“They call me The Teacher,” says Mihaela, a Roma sex worker from Romania who is one of the four founding members of Sex Work Call, Romania’s only sex worker-led organisation. “Everyone knows me as The Teacher: the women working on the street; the police.”
Mihaela has been working outdoors in Bucharest since the 90s and is a familiar face to street sex workers in the capital. For 15 years, she talked about forming a collective and, when she met Rox, Antonella and Ana in 2019, Sex Work Call was born. The name reflects one of the group’s earliest goals: to have a telephone number for sex workers to call for advice on anything from client violence to accessing justice or health services. “I wanted to do something good for sex workers,” Mihaela says.
Until 2014, sex work was fully criminalised in Romania. Today, selling sex is not illegal but activities associated with it, such as soliciting, are criminalised. Mihaela says that despite the lesser legal penalties, things have deteriorated.
“The stigma has got worse,” she says. “There are more violent clients. Police are more abusive.”
Sex workers are routinely harassed by the police. “They take workers to the police stations and keep them there all night; the longest period it’s legal to detain someone without a warrant.” Sex workers are given multiple fines, night after night. “Since several kinds of police can give these fines – the municipal police, district police, the gendarmerie – workers can receive 5-6 fines per night, the equivalent of 700 euro. If you can’t pay the fine, you have to do community work, and if you don’t do that you are imprisoned.”
Outside Bucharest, things are worse. “We’ve heard of police sexually abusing sex workers and confiscating condoms,” says Sex Work Call. “We don’t have the capacity to document and tackle these cases properly yet.”
Client violence has also escalated. Sex workers are regularly robbed and beaten up. Local residents and passers-by, too, verbally harass outdoor workers, throwing things from cars and shouting insults. “There’s violence from all sides,” Mihaela says. “To work on the street you need a lot of courage.”
For Roma sex workers, trans sex workers and drug using sex workers, things are particularly tough. Discrimination is rife. But Sex Work Call are doing something new, including sex workers themselves in fighting back against injustice. “At first, especially on the streets, sex workers were suspicious,” Rox says. “We explained that we’re also sex workers and a lot of people already knew Mihaela. One of the advantages of Sex Work Call is that we come from various backgrounds in sex work: streets, indoors, abroad.”

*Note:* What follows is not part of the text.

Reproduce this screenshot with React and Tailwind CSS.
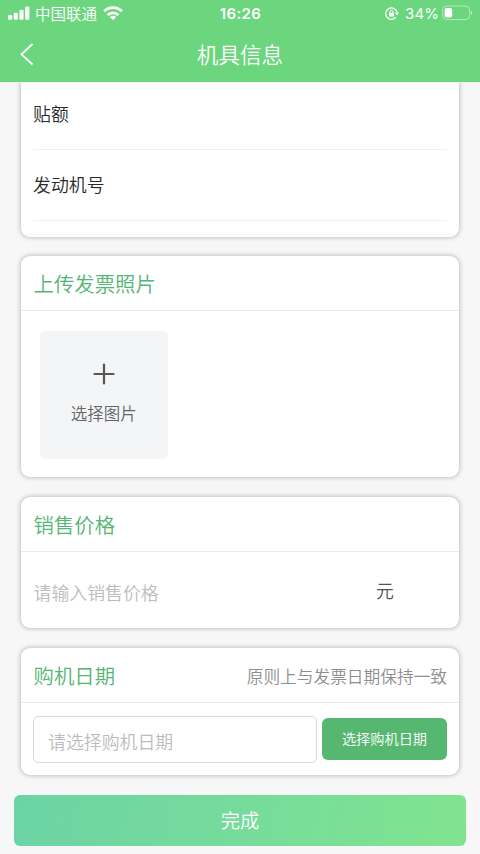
import React from "react";

const cardShadow = "shadow-[0_0_4px_1px_rgba(0,0,0,0.22)]";

function StatusBar() {
  return (
    <div className="grid h-[26px] grid-cols-3 items-center pl-2 pr-[7px] leading-none">
      <div className="flex items-center">
        <svg width="22" height="14" viewBox="0 0 22 14" fill="#fff">
          <rect x="0" y="9" width="4.2" height="4.8" rx="1.2" />
          <rect x="5.7" y="6.8" width="4.2" height="7" rx="1.2" />
          <rect x="11.4" y="3.8" width="4.2" height="10" rx="1.2" />
          <rect x="17.2" y="0.4" width="4.2" height="13.4" rx="1.2" />
        </svg>
        <span className="ml-[5px] whitespace-nowrap pt-0.5 text-[15.5px]">中国联通</span>
        <svg className="ml-1.5" width="20" height="14" viewBox="0 0 20 14" fill="none" stroke="#fff" strokeWidth="2.9">
          <path d="M1.2 5.2a12.6 12.6 0 0 1 17.6 0" />
          <path d="M4.6 9a7.8 7.8 0 0 1 10.8 0" />
          <path d="M10 14 6.8 11a4.5 4.5 0 0 1 6.4 0Z" fill="#fff" stroke="none" />
        </svg>
      </div>
      <span className="text-center font-[Inter] text-[15px] font-semibold tracking-[0.4px]">16:26</span>
      <div className="flex items-center justify-end">
        <svg width="14" height="13" viewBox="0 0 14 13" fill="none" stroke="#fff" strokeWidth="1.3">
          <path d="M10.9 10.2A5.7 5.7 0 1 1 11.9 5" />
          <path d="M9.9 5.6h4.1L12 8.4Z" fill="#fff" stroke="none" />
          <rect x="4" y="5.8" width="5" height="3.8" rx="0.5" fill="#fff" stroke="none" />
          <path d="M5 6V4.7a1.5 1.5 0 0 1 3 0V6" strokeWidth="1" />
        </svg>
        <span className="ml-[6px] font-[Inter] text-[15px] font-normal tracking-[0.1px]">34%</span>
        <svg className="ml-[3px]" width="31" height="16" viewBox="0 0 31 16" fill="none">
          <rect x="0.6" y="1" width="27" height="13.6" rx="4" stroke="#fff" strokeOpacity="0.5" />
          <rect x="2.6" y="3" width="7.6" height="9.6" rx="2" fill="#fff" />
          <path d="M29 5.8c1.7.7 1.7 3.5 0 4.2Z" fill="#fff" fillOpacity="0.6" />
        </svg>
      </div>
    </div>
  );
}

function Card({ title, note, className, children }) {
  return (
    <section className={`mx-[21px] rounded-[9px] bg-white ${cardShadow} ${className}`}>
      <header className="flex h-[55px] items-center justify-between border-b border-[#ebebeb] pl-[12.5px] pr-[12px]">
        <h2 className="text-[20.4px] text-[#55b574]">{title}</h2>
        {note && <span className="pt-[3px] text-[16.7px] text-[#8e8e8e]">{note}</span>}
      </header>
      {children}
    </section>
  );
}

export default function App() {
  return (
    <div className="flex h-[854px] w-[480px] flex-col overflow-hidden bg-[#f7f7f7] font-['Noto_Sans_CJK_SC',sans-serif] font-[350]">
      <div className="z-10 h-[82px] shrink-0 bg-[#6bd67d] text-white">
        <StatusBar />
        <div className="grid h-[56px] grid-cols-[60px_1fr_60px] items-center">
          <svg className="ml-[19px]" width="15" height="24" viewBox="0 0 15 24" fill="none" stroke="#fff" strokeWidth="1.8">
            <path d="M13.5 2 2.5 12.3l11 10.2" />
          </svg>
          <h1 className="pb-px text-center text-[21.6px] leading-none font-[350]">机具信息</h1>
        </div>
      </div>

      <section className={`mx-[21px] h-[155px] shrink-0 rounded-b-[9px] bg-white px-[12px] text-[17.9px] text-[#2a2a2a] ${cardShadow}`}>
        <div className="flex h-[68px] items-center border-b border-[#f0f0f0] pb-1">贴额</div>
        <div className="flex h-[71px] items-center border-b border-[#f0f0f0] pb-0.5">发动机号</div>
        <div className="-mx-[8px] h-[14px] border-b border-[#f6f6f6]" />
      </section>

      <Card title="上传发票照片" className="mt-[19px] h-[221px] shrink-0">
        <div className="ml-[19px] mt-[19.5px] flex h-32 w-[127.5px] flex-col items-center rounded-[5px] bg-[#f3f5f7] pt-[32.5px] text-[#666]">
          <svg width="22" height="22" viewBox="0 0 22 22" stroke="#555" strokeWidth="2.2" strokeLinecap="round">
            <path d="M11 1.5v19M1.5 11h19" />
          </svg>
          <span className="mt-[16px] text-[16.5px] leading-6">选择图片</span>
        </div>
      </Card>

      <Card title="销售价格" className="mt-[20px] h-[131px] shrink-0">
        <div className="flex h-[76px] items-center justify-between pl-[12.5px] pr-[65px] text-[17.9px]">
          <span className="pt-1 text-[#bcbcc0]">请输入销售价格</span>
          <span className="text-[#555]">元</span>
        </div>
      </Card>

      <Card title="购机日期" note="原则上与发票日期保持一致" className="mt-[20px] h-[127px] shrink-0">
        <div className="flex items-center pl-3 pr-[12px] pt-[13px]">
          <div className="flex h-[47px] w-[284px] shrink-0 items-center rounded-[5px] border border-[#d9d9d9] pl-[14px] pt-1 text-[17.9px] text-[#bcbcc0]">
            请选择购机日期
          </div>
          <button className="mb-px ml-[5px] h-[42px] w-[125px] rounded-[6px] bg-[#56b870] text-[14.2px] text-white">选择购机日期</button>
        </div>
      </Card>

      <button className="mx-[14px] mt-[20px] h-[51px] shrink-0 rounded-[6px] bg-linear-100 from-[#6cd3a5] to-[#80e48f] text-[19.3px] text-white">
        完成
      </button>
    </div>
  );
}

For International Sex Workers’ Day, on June 2nd 2019, Sex Work Call organised its first big protest, gathering sex workers outside parliament, making their demands for safety and decriminalisation heard. The event was a success.
The group does as much outreach as it can, educating sex workers about their rights and, when possible, giving out supplies. Their office has become a drop-in centre and is used as a shelter for homeless sex workers. For a few months, a trans sex worker with HIV, who had been trafficked from Romania to Spain, stayed in the office. “I thought, what can we do but offer our space as a place to live?” says Rox.

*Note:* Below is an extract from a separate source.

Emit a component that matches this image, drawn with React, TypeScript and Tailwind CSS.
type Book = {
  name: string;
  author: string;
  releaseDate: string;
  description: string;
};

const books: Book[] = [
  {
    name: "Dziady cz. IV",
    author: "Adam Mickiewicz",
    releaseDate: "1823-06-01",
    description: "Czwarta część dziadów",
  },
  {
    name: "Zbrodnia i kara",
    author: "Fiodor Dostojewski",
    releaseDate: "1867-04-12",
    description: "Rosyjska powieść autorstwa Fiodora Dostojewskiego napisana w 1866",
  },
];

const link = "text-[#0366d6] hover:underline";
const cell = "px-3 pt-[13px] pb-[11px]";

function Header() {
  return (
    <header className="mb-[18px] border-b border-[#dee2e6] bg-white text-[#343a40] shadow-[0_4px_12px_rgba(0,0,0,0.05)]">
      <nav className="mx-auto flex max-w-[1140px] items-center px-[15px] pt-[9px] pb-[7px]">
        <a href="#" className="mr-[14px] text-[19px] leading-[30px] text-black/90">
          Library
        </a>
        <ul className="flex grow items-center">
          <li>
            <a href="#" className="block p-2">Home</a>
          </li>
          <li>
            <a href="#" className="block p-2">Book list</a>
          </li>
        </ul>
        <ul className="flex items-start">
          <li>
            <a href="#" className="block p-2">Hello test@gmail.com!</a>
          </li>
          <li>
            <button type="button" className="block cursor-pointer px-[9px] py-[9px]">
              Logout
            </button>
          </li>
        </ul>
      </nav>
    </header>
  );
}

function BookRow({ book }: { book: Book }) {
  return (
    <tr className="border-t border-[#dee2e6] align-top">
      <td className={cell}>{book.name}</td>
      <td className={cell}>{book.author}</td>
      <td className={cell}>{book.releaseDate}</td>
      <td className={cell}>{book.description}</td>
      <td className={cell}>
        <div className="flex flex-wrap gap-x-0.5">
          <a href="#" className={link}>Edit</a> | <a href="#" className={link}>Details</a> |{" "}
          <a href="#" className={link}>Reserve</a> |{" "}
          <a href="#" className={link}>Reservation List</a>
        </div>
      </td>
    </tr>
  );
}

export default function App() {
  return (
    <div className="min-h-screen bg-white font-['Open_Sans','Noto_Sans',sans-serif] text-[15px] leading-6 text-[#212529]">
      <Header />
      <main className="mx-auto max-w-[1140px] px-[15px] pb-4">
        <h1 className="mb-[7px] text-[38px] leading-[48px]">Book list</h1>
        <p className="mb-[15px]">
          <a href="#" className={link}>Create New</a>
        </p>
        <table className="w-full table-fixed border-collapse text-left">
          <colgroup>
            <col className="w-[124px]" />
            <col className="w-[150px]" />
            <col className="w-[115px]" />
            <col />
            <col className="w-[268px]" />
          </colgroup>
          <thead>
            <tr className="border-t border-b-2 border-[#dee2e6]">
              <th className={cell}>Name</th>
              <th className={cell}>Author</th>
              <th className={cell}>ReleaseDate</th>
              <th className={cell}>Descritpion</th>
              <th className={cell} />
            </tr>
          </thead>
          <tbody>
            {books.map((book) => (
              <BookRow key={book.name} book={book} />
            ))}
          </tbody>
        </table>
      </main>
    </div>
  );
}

Recently, Sex Work Call raised money for a worker whose leg had been amputated due to diabetes-related complications. “We try to support whoever comes to us,” Rox says. “We’d love to do more but we don’t have the capacity.”
Although Sex Work Call is the only sex worker-led organisation in Romania, women’s rights organisations have not been supportive, instead backing calls for the Nordic Model, under which the purchase of sex is criminalised. The group does receive backing from two LBGT organisations though, and from a Roma feminist group.
Might life improve for Romania’s sex workers? “Maybe,” Mihaela shrugs. “Hope dies last.”